The effect of high-speed railway train on the seismic response of bridge under earthquakes

Abstract

This study aims to discuss the effect of high-speed railway train on the seismic response of bridge girder under earthquakes especially pay attention to the possible response reduction to the bridge caused by vehicle, utilizing experimental and simulation methods. A 1:10 scale model for the train-track-bridge system was built and a high-speed train running test platform based on shaking table array was constructed for the seismic loading test at varying running speed. To account the effects of different earthquake characteristics, earthquakes under the four types of site soil in the far-field and near-field were selected. The vehicle was modeled in two kinds of ways to distinguish the effects of spring-mass vehicle and additional mass which means a vehicle was set with spring suspension and mass, while another with additional mass only. Through a large amount of numerical simulation dates to determine the distribution interval of specific reduction value caused by the vehicle under the earthquake. Results in running tests and numerical simulation indicate that the lateral acceleration of the bridge girder can be effectively reduced when the train is stationary. The reduced ratios were about 4%− 8% compared without train on bridges. As the speed increases, the response of bridge is generally intense and the reduction is also weakened.

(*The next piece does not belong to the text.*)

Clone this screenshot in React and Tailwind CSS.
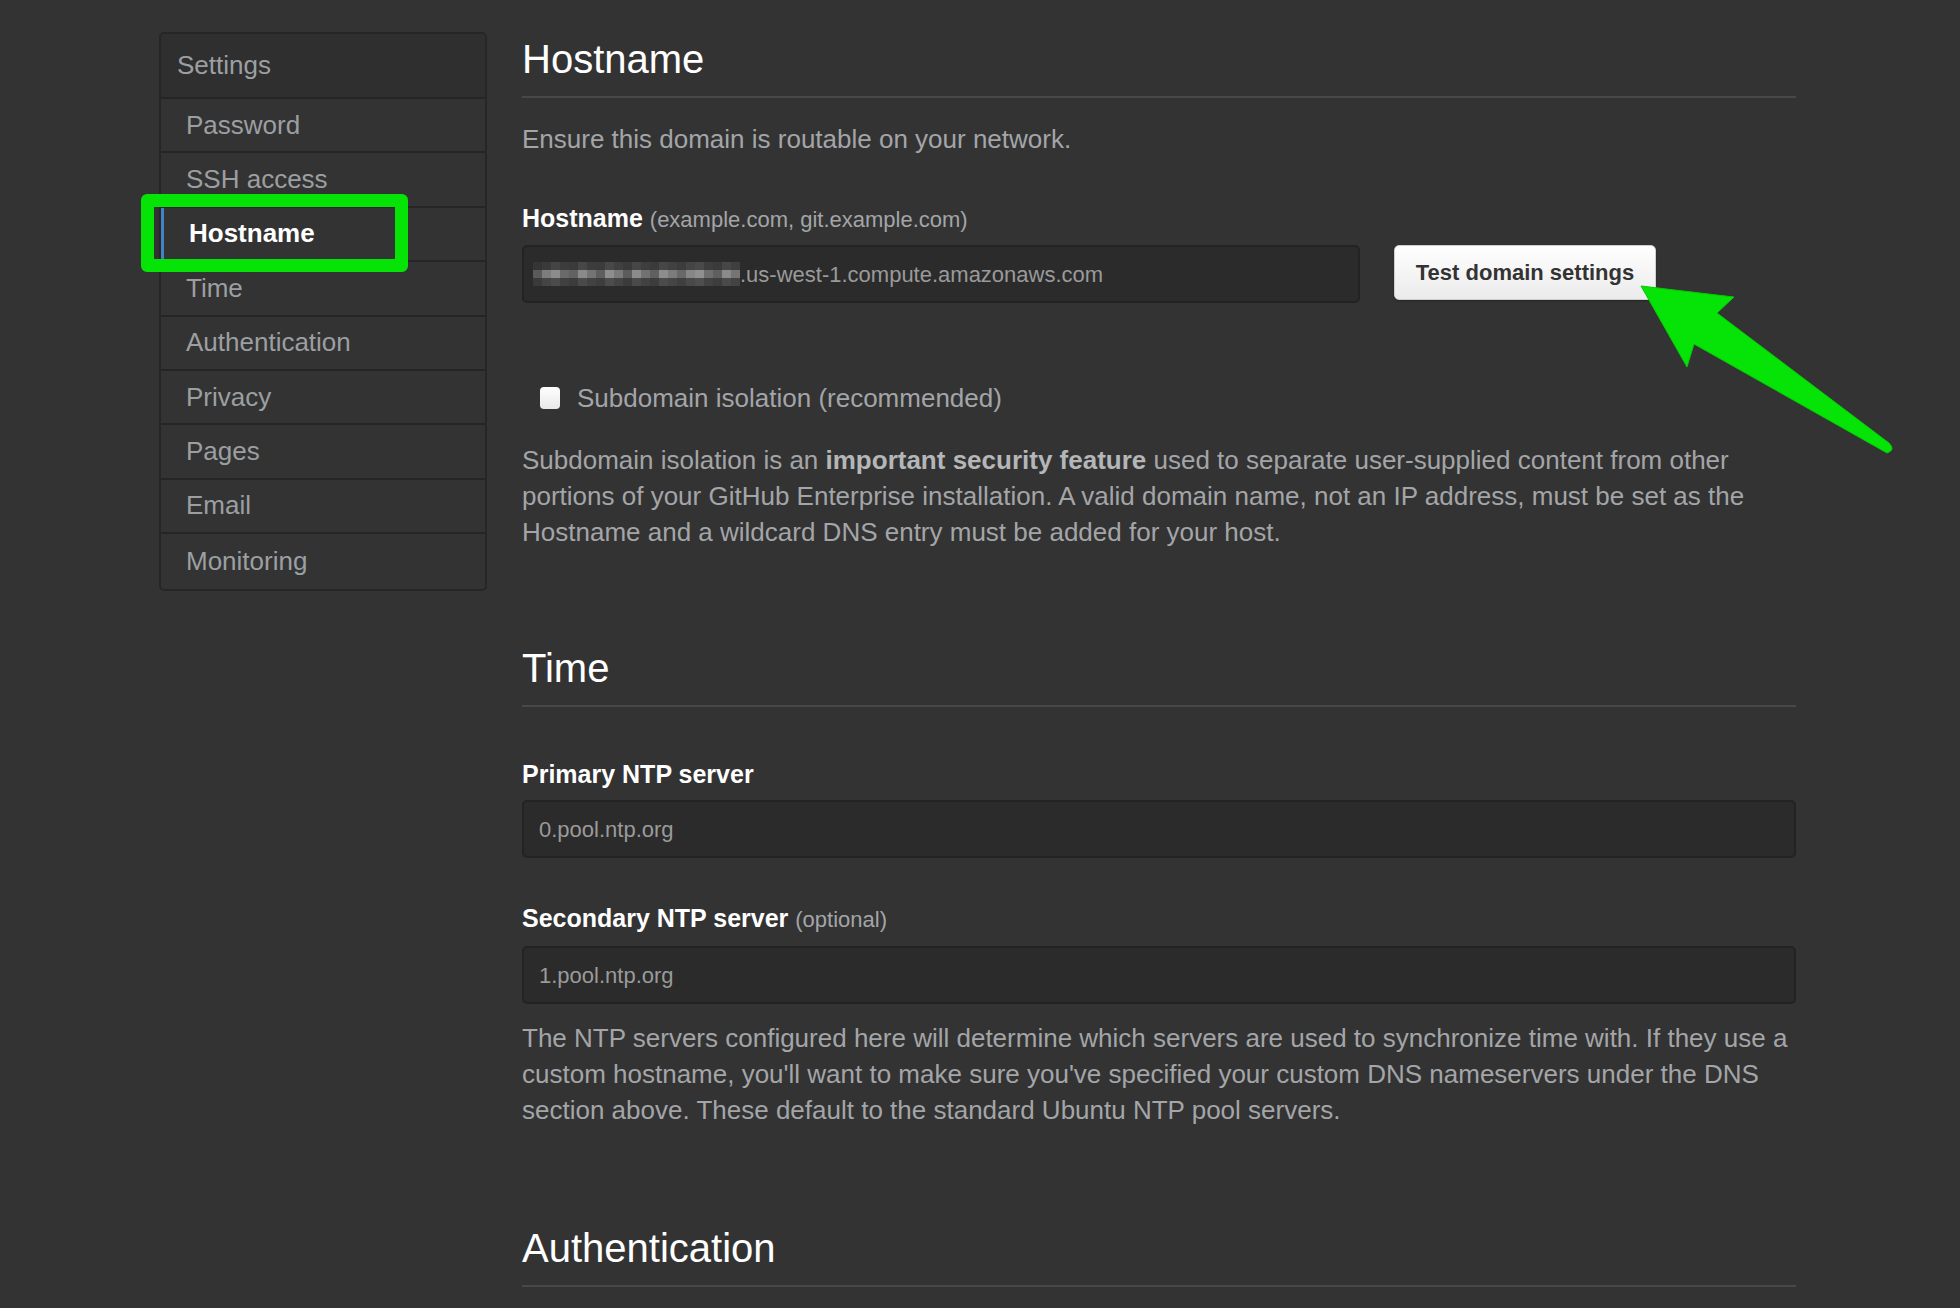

Similar reduction was not observed in the response of vertical earthquake excitations, and high-frequency earthquakes have adversely affected this kind of reduction. The main reason for the reduction of lateral seismic response of bridge girder in the presence of static vehicle can be attributed to the phase difference between vehicle and bridge caused by a mass damper-like action, and the additional mass cannot cause similar changes alone.